Sleeping in a heatwave
Temperature plays an important role in the human sleep cycle (and that of all mammals). As our bedtime draws near, our core body temperature typically falls along with our heart rate, and is thought to increase the familiar sensation of sleepiness. The veins in our hands and feet also open up to allow more blood through them, increasing the temperature of our skin and increasing heat loss.
But on hot, sticky nights, it becomes harder for our bodies to lose heat, meaning our ability to drift off to sleep is also affected. Hot night-time temperatures can also lead to more disrupted sleep, leaving people feeling more tired the following day.

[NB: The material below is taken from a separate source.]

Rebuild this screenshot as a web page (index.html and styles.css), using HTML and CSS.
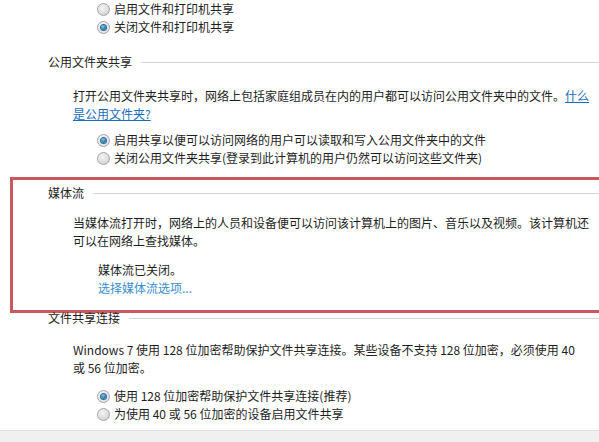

Bed-sheets, duvets and night-time clothing such as pyjamas help to create a microclimate around our skin that maintains this optimal temperature
The ideal room temperature for sleep is reported to be between 19-21C, although some research suggests we require our skin to be at a temperature of between 31-35C. Bed-sheets, duvets and night-time clothing such as pyjamas help to create a microclimate around our skin that maintains this optimal temperature.
And when temperatures begin to rise, our first instinct might be to throw off the bed sheets to expose more of our skin to the air to help us cool down. Unfortunately some research suggests this isn’t as helpful as you might think because it disrupts the body’s ability to control the temperature next to our skin through the night. So a thin sheet – rather than something thicker that might provide too much insulation – can help to ensure a better night’s sleep.
A better option might be to use a fan to increase the amount of air flowing over your body at night. Researchers have found that overhead or ceiling fans in particular help to distribute a gentle flow of air over the body, reducing the number of times people wake during the night.
Opening windows can also help if there is a gentle breeze, but in cities the noise from outside could only make matters worse. Keeping your curtains shut during the day, especially when the Sun is on the windows, can help to prevent your bedroom from heating up too much.